Annotations
doubled by...addition grown: There are at least two major sources for theses statements. [6] The first is Shakespeare's allegorical poem, "The Phoenix and the Turtle," which itself derives from a number of literary traditions. Although critics disagree over its meaning, the general subject of the poem is the love and between two birds: the mythological phoenix and the turtle dove. The poem interweaves themes of love, death, and spirtual transcendence through a series of paradoxes and Neoplatonic language. [7] Consider, for instance, lines 25-28:
So they lov'd, as love in twain
Had the essence but in one;
Two distincts, division none:
Number there in love was slain. [8]
Two becomes one, and one, being divisible only by itself, is nothing.
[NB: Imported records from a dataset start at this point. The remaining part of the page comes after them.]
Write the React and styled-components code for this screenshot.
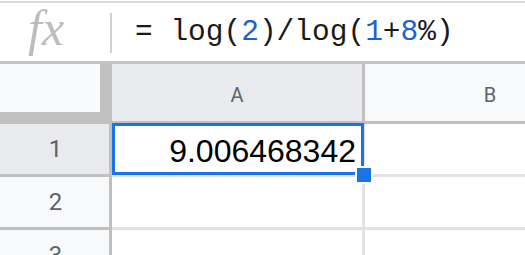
import React from 'react'
import styled, { createGlobalStyle } from 'styled-components'

const GlobalStyle = createGlobalStyle`
  html, body {
    margin: 0;
    padding: 0;
    background: #fff;
  }
`

const Page = styled.div`
  width: 525px;
  height: 255px;
  overflow: hidden;
  background: #fff;
`

const FormulaBar = styled.div`
  margin-top: 1px;
  border-top: 2px solid #dadada;
  border-bottom: 3px solid #c4c4c4;
  height: 58px;
  display: flex;
  align-items: flex-start;
`

const FxIcon = styled.span`
  width: 110px;
  padding-left: 28px;
  box-sizing: border-box;
  font-family: "Liberation Serif", serif;
  font-style: italic;
  font-size: 50px;
  line-height: 50px;
  color: #bdbdbd;
`

const Divider = styled.div`
  width: 2px;
  height: 40px;
  margin-top: 10px;
  background: #d0d0d0;
`

const FormulaText = styled.div`
  margin-top: 12px;
  padding-left: 23px;
  font-family: "Liberation Mono", monospace;
  font-size: 29.5px;
  line-height: 34px;
  color: #1a1a1a;
  white-space: pre;
`

const Num = styled.span`
  color: #1a62d2;
`

const Sheet = styled.div`
  display: grid;
  grid-template-columns: 112px 253px 253px;
  grid-template-rows: 60px 53px 53px 53px;
`

const Corner = styled.div`
  box-sizing: border-box;
  background: #f8f9fa;
  border-right: 12px solid #c0c0c0;
  border-bottom: 12px solid #c0c0c0;
`

const ColHeader = styled.div`
  box-sizing: border-box;
  background: ${({ $active }) => ($active ? '#e8eaed' : '#f8f9fa')};
  border-right: 3px solid #c0c0c0;
  border-bottom: 3px solid #c0c0c0;
  display: flex;
  align-items: center;
  justify-content: center;
  padding-top: 5px;
  font-family: Roboto, "Liberation Sans", sans-serif;
  font-size: 20px;
  color: #5f6368;
`

const RowHeader = styled.div`
  box-sizing: border-box;
  background: ${({ $active }) => ($active ? '#e8eaed' : '#f8f9fa')};
  border-right: 3px solid #c0c0c0;
  border-bottom: 3px solid #c0c0c0;
  display: flex;
  align-items: center;
  justify-content: center;
  padding-left: 2px;
  font-family: Roboto, "Liberation Sans", sans-serif;
  font-size: 24px;
  color: #5f6368;
`

const Cell = styled.div`
  position: relative;
  box-sizing: border-box;
  border-right: 3px solid #e2e2e2;
  border-bottom: 3px solid #e2e2e2;
  display: flex;
  align-items: center;
  justify-content: flex-end;
  padding: 5px 6px 0 0;
  font-family: "Liberation Sans", Arial, sans-serif;
  font-size: 32px;
  color: #000;
`

const Selection = styled.div`
  position: absolute;
  z-index: 1;
  left: 0;
  top: -1px;
  width: 252px;
  height: 52px;
  box-sizing: border-box;
  border: 3px solid #1a73e8;
  pointer-events: none;
`

const FillHandle = styled.div`
  position: absolute;
  z-index: 2;
  left: 243px;
  top: 42px;
  width: 14px;
  height: 14px;
  background: #1a73e8;
  border: 2px solid #fff;
`

const rows = [
  { n: 1, a: '9.006468342', active: true },
  { n: 2, a: '' },
  { n: 3, a: '' },
]

const App = () => {
  return (
    <>
      <GlobalStyle />
      <Page>
        <FormulaBar>
          <FxIcon>fx</FxIcon>
          <Divider />
          <FormulaText>
            = log(<Num>2</Num>)/log(<Num>1</Num>+<Num>8</Num>%)
          </FormulaText>
        </FormulaBar>
        <Sheet>
          <Corner />
          <ColHeader $active>A</ColHeader>
          <ColHeader>B</ColHeader>
          {rows.map((row) => (
            <React.Fragment key={row.n}>
              <RowHeader $active={row.active}>{row.n}</RowHeader>
              <Cell>
                {row.a}
                {row.active && (
                  <>
                    <Selection />
                    <FillHandle />
                  </>
                )}
              </Cell>
              <Cell />
            </React.Fragment>
          ))}
        </Sheet>
      </Page>
    </>
  )
}

export default App
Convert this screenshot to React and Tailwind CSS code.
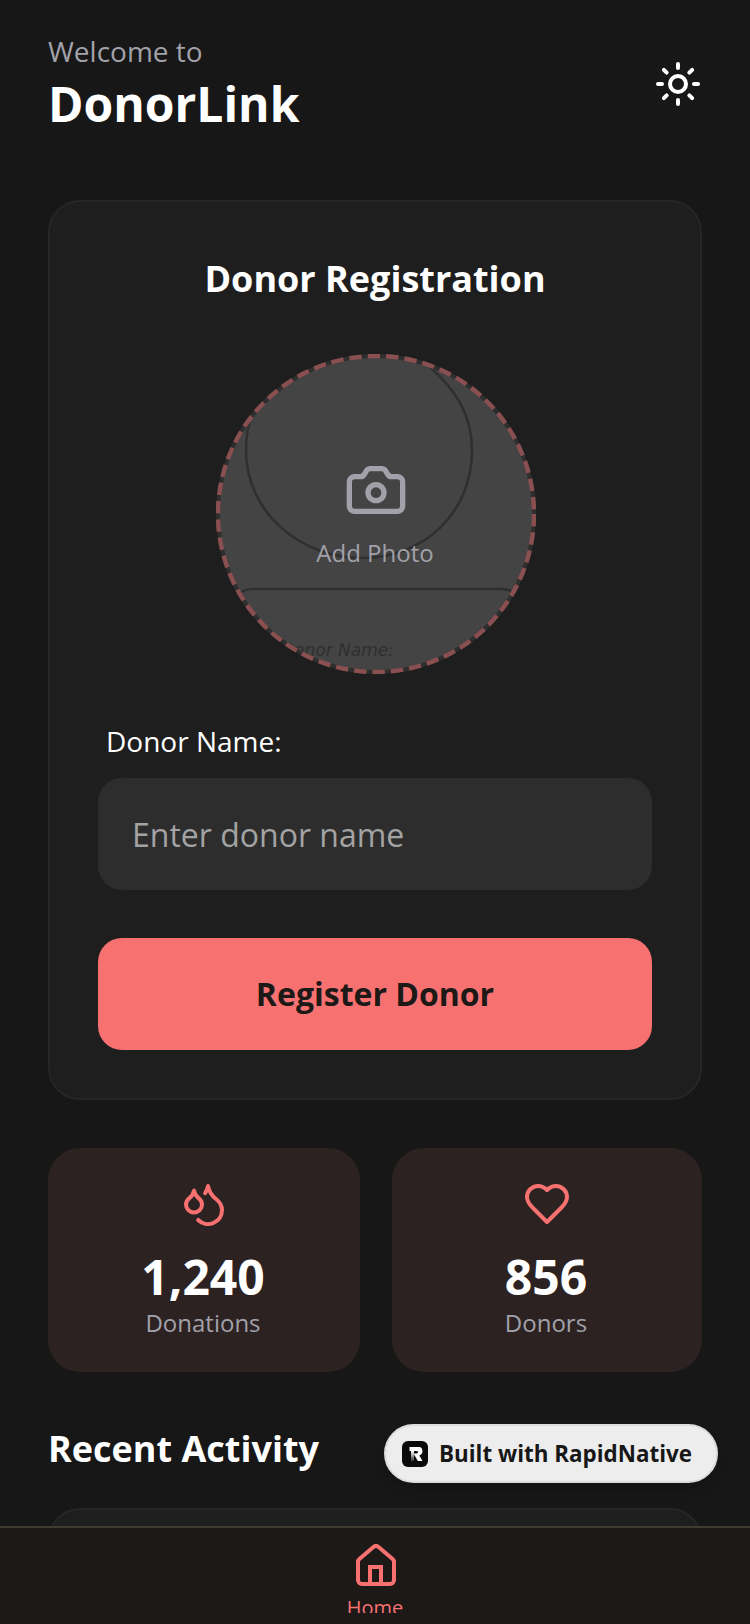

Mark Llewellyn views this paradox as a "resolute defiance of numerical logic in favour of spiritual completeness." Two subsequent stanzas (lines 37-44) carry this logic forward:
Property was thus appall'd,
That the self was not the same;
Single nature's double name
Neither two nor one was call'd.
Reason, in itself confounded,
Saw division grow together;
To themselves yet either neither;
Simple were so well compounded,
Llewellyn, speaking about Philips's verse, writes: "Here it is not sublimation so much as multiplication that is at work with the 'doubled' hearts strengthening rather than weakening individual identity."
The second and more immediate source of these lines is John Donne's love poem, "The Exstasie." Philips took the title "Friendship's Mysterys" from line 71, "Loves mysteries in soules doe grow," and the metrical and semantic parallels between the texts will be obvious to the reader: [9]
But as all severall soules containe
Mixture of things, they know not what,
Love, these mixt soules, doth mixe againe,
And makes both one, each this and that.
A single violet transplant,
The strength, the colour, and the size,
(All which before was poore, and scant,)
Redoubles still, and multiplies. (33-40).